WORK TO BE COMPLETED: Will you write out the data exactly, excluding every picture?

DATASET CONTENT:
#####

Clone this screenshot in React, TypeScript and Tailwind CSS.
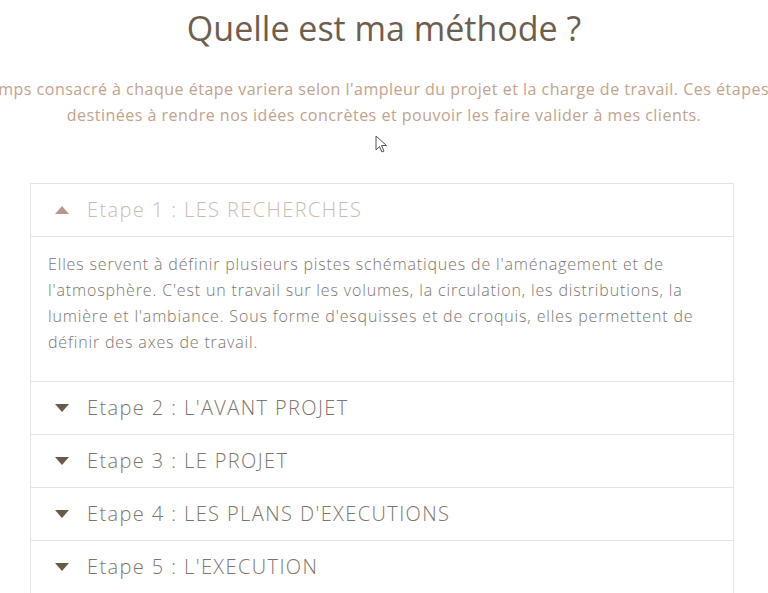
import React from "react";

const steps = [
  "Etape 2 : L'AVANT PROJET",
  "Etape 3 : LE PROJET",
  "Etape 4 : LES PLANS D'EXECUTIONS",
  "Etape 5 : L'EXECUTION",
];

function Down() {
  return (
    <svg width="14" height="9" viewBox="0 0 14 9" className="shrink-0">
      <polygon points="0,0 14,0 7,8" fill="#6b5a48" />
    </svg>
  );
}
function Up() {
  return (
    <svg width="14" height="9" viewBox="0 0 14 9" className="shrink-0">
      <polygon points="0,8 14,8 7,0" fill="#b59a87" />
    </svg>
  );
}

export default function App() {
  return (
    <div
      className="relative w-[768px] h-[593px] overflow-hidden bg-white"
      style={{ fontFamily: "'Open Sans', 'Noto Sans', sans-serif" }}
    >
      <h1 className="text-center text-[34px] leading-[40px] pt-[8px] text-[#6e5e4e] font-normal">
        Quelle est ma méthode ?
      </h1>
      <div className="flex justify-center mt-[28px]">
        <p className="shrink-0 whitespace-nowrap text-center text-[16px] leading-[26px] tracking-[0.5px] text-[#c2a38d]">
          Le temps consacré à chaque étape variera selon l'ampleur du projet et la charge de travail. Ces étapes sont
          <br />
          destinées à rendre nos idées concrètes et pouvoir les faire valider à mes clients.
        </p>
      </div>

      <div className="mx-[30px] mt-[55px] w-[704px] border border-[#e4e4e4]">
        <div className="flex items-center h-[53px] pl-[24px] gap-[18px] border-b border-[#e4e4e4]">
          <Up />
          <span className="text-[20px] tracking-[1.4px] text-[#c9bdb1] font-light">Etape 1 : LES RECHERCHES</span>
        </div>
        <div className="px-[17px] pt-[14px] pb-[26px] border-b border-[#e4e4e4]">
          <p className="text-[16px] leading-[26px] tracking-[0.85px] text-[#7c766e] font-light whitespace-nowrap">
            Elles servent à définir plusieurs pistes schématiques de l'aménagement et de
            <br />
            l'atmosphère. C'est un travail sur les volumes, la circulation, les distributions, la
            <br />
            lumière et l'ambiance. Sous forme d'esquisses et de croquis, elles permettent de
            <br />
            définir des axes de travail.
          </p>
        </div>
        {steps.map((s) => (
          <div
            key={s}
            className="flex items-center h-[53px] pl-[24px] gap-[18px] border-b border-[#e4e4e4]"
          >
            <Down />
            <span className="text-[20px] tracking-[1.4px] text-[#7d766d] font-light">{s}</span>
          </div>
        ))}
      </div>

      <svg
        className="absolute left-[375px] top-[135px]"
        width="13"
        height="19"
        viewBox="0 0 13 19"
      >
        <path
          d="M1 1 L1 15 L4.5 11.5 L7 17 L9 16 L6.5 10.5 L11.5 10.5 Z"
          fill="#fff"
          stroke="#555"
          strokeWidth="1"
          strokeLinejoin="round"
        />
      </svg>
    </div>
  );
}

#####

WRITTEN ANSWER:
Clone this screenshot in React, TypeScript and Tailwind CSS.
import React from "react";

const steps = [
  "Etape 2 : L'AVANT PROJET",
  "Etape 3 : LE PROJET",
  "Etape 4 : LES PLANS D'EXECUTIONS",
  "Etape 5 : L'EXECUTION",
];

function Down() {
  return (
    <svg width="14" height="9" viewBox="0 0 14 9" className="shrink-0">
      <polygon points="0,0 14,0 7,8" fill="#6b5a48" />
    </svg>
  );
}
function Up() {
  return (
    <svg width="14" height="9" viewBox="0 0 14 9" className="shrink-0">
      <polygon points="0,8 14,8 7,0" fill="#b59a87" />
    </svg>
  );
}

export default function App() {
  return (
    <div
      className="relative w-[768px] h-[593px] overflow-hidden bg-white"
      style={{ fontFamily: "'Open Sans', 'Noto Sans', sans-serif" }}
    >
      <h1 className="text-center text-[34px] leading-[40px] pt-[8px] text-[#6e5e4e] font-normal">
        Quelle est ma méthode ?
      </h1>
      <div className="flex justify-center mt-[28px]">
        <p className="shrink-0 whitespace-nowrap text-center text-[16px] leading-[26px] tracking-[0.5px] text-[#c2a38d]">
          Le temps consacré à chaque étape variera selon l'ampleur du projet et la charge de travail. Ces étapes sont
          <br />
          destinées à rendre nos idées concrètes et pouvoir les faire valider à mes clients.
        </p>
      </div>

      <div className="mx-[30px] mt-[55px] w-[704px] border border-[#e4e4e4]">
        <div className="flex items-center h-[53px] pl-[24px] gap-[18px] border-b border-[#e4e4e4]">
          <Up />
          <span className="text-[20px] tracking-[1.4px] text-[#c9bdb1] font-light">Etape 1 : LES RECHERCHES</span>
        </div>
        <div className="px-[17px] pt-[14px] pb-[26px] border-b border-[#e4e4e4]">
          <p className="text-[16px] leading-[26px] tracking-[0.85px] text-[#7c766e] font-light whitespace-nowrap">
            Elles servent à définir plusieurs pistes schématiques de l'aménagement et de
            <br />
            l'atmosphère. C'est un travail sur les volumes, la circulation, les distributions, la
            <br />
            lumière et l'ambiance. Sous forme d'esquisses et de croquis, elles permettent de
            <br />
            définir des axes de travail.
          </p>
        </div>
        {steps.map((s) => (
          <div
            key={s}
            className="flex items-center h-[53px] pl-[24px] gap-[18px] border-b border-[#e4e4e4]"
          >
            <Down />
            <span className="text-[20px] tracking-[1.4px] text-[#7d766d] font-light">{s}</span>
          </div>
        ))}
      </div>

      <svg
        className="absolute left-[375px] top-[135px]"
        width="13"
        height="19"
        viewBox="0 0 13 19"
      >
        <path
          d="M1 1 L1 15 L4.5 11.5 L7 17 L9 16 L6.5 10.5 L11.5 10.5 Z"
          fill="#fff"
          stroke="#555"
          strokeWidth="1"
          strokeLinejoin="round"
        />
      </svg>
    </div>
  );
}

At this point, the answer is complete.